VTL reported a loss of $133 million for the 14 months to August 2007, which had a direct impact on recoveries by the finance company.
Nathans investors have received only 3.7 per cent of their money back and any further returns will be dependent on legal claims against the directors and auditors.
The Crown charged three Nathans Finance directors – Moses, who was chairman, Doolan and Young – with six counts under section 58 of the Securities Act 1978. One was in relation to an investment statement, two related to prospectuses and three related to advertisements or letters sent to investors.
One of the charges relating to an advertisement was dismissed because the letter was not deemed to be an advertisement.
One interesting aspect of Justice Heath’s judgment was the role of the Securities Commission and the conflict between full disclosure and the effect this could have had on Nathans’ ability to raise money from the public.
The finance company received a letter from the commission in March 2006 about the inadequate disclosure of risk, particularly the proportion of Nathans’ funds loaned to VTL and other related parties.
Nathans replied that “the directors were at considerable pains to disclose the significance of the inter-group lending without being completely specific as to the quantum given that it would fluctuate over time”.
Justice Heath reported that Nathans’ internal lawyers “advised the VTL directors (but not Young) that the commission did not propose to take any further action”.

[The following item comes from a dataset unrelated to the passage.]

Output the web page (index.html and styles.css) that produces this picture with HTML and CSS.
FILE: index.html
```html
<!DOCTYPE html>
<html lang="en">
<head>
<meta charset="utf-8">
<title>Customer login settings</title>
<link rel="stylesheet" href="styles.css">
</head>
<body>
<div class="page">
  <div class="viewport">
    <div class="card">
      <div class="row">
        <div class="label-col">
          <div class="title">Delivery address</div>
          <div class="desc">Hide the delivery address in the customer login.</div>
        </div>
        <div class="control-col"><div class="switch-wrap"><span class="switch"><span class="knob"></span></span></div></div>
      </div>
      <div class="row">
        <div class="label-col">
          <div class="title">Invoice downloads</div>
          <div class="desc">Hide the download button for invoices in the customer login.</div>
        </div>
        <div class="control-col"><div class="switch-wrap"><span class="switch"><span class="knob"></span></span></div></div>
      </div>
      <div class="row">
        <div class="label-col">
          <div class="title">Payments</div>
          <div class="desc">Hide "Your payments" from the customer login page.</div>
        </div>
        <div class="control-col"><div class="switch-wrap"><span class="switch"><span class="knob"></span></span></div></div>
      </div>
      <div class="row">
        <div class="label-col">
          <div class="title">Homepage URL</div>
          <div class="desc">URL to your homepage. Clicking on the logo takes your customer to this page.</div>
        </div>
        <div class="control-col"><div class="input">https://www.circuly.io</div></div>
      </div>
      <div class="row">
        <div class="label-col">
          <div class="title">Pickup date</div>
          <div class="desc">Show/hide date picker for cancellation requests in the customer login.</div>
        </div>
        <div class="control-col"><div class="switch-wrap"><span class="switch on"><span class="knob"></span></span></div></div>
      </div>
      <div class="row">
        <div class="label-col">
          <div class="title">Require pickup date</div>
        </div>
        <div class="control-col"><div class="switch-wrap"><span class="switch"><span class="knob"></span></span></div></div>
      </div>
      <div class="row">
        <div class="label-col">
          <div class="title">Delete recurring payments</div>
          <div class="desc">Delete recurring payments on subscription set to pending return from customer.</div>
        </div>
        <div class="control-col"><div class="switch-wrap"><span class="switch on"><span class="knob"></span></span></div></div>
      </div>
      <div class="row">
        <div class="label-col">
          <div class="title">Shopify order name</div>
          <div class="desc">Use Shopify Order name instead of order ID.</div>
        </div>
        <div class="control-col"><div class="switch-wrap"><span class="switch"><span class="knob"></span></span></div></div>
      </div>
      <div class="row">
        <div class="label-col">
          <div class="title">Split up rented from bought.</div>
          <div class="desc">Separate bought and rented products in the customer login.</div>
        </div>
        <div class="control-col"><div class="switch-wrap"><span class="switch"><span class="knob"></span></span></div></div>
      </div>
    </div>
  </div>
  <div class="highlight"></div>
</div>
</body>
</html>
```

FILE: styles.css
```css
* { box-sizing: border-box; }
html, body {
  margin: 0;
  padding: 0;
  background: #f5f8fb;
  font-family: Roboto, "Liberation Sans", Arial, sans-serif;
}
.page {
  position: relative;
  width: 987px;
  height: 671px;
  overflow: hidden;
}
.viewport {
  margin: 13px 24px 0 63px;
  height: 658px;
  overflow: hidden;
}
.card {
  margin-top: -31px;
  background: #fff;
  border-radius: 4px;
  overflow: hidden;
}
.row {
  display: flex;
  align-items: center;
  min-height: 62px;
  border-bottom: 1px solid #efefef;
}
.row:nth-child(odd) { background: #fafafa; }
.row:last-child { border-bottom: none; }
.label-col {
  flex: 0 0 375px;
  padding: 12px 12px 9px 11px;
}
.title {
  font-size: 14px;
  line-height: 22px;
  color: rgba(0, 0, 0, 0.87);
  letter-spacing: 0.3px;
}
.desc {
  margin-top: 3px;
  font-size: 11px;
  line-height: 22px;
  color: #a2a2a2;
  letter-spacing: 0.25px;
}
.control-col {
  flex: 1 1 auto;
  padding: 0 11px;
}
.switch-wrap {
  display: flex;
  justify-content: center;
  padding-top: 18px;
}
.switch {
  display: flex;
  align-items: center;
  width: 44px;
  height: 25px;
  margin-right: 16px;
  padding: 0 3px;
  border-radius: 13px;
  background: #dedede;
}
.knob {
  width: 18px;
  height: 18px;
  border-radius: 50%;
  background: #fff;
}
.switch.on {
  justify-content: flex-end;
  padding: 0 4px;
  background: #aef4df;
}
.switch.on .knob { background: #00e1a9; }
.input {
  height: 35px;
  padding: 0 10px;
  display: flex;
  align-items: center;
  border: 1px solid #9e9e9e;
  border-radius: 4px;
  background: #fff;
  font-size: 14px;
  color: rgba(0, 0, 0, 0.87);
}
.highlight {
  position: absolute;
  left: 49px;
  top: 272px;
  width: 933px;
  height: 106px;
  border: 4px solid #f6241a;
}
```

A few months later Nathans’ internal lawyers advised that the inter-company indebtedness, which amounted to 46.2 per cent of assets, should be disclosed in the new prospectus.
The response from directors reflected the tension between full disclosure to the public and the commercial imperative of “selling” the offer to the public.
Moses said that the increased disclosure requirements were “tough” and Hotchin, a director who has pleaded guilty to similar charges faced by the three other Nathans’ directors, responded from the United States: “I strongly urge that the RISK section is changed as if this is going to market NO cash will come in (Hotchin’s emphasis)”.
How many other failed finance companies had inadequate disclosure because directors were afraid full disclosure would restrict their company’s ability to retain existing funds and raise new money?
Why did the Securities Commission not continue to pursue Nathans when it had determined the company had inadequate disclosure?
Justice Heath found the three directors guilty because he was “satisfied that statements made in both the investment statement and the prospectus were material and misleading”.
He said that it was “the combination of statements and material omissions that conveyed a false impression to investors about the true nature of Nathans’ business, the actual state of its financial health and the risks of the investment”.
The judge made several important points, including:
* Loans to VTL companies were supposed to be repaid within 12 months but were consistently rolled and with interest capitalised. This was not disclosed to investors.
* The Nathan directors knew the VTL loans could not be repaid out of revenue; they could be repaid only if VTL sold all or some of its business units.
* Statements about good governance and robust credit management were far from the truth.
* Loans to trusts associated with Doolan, Hotchin and Stevens were made without any inquiry as to the capacity of the trustees to repay them out of trust assets. These loans have not been repaid according to the April 2011 receivers’ report.
Justice Heath’s 156-page judgment is a fascinating read as it shows the Nathans’ directors were hopelessly conflicted, their decision-making processes were poor and disclosure to investors was inadequate.
Most of the failed finance companies had some or all of these characteristics. The many upcoming court cases for these companies should be extremely revealing in this regard.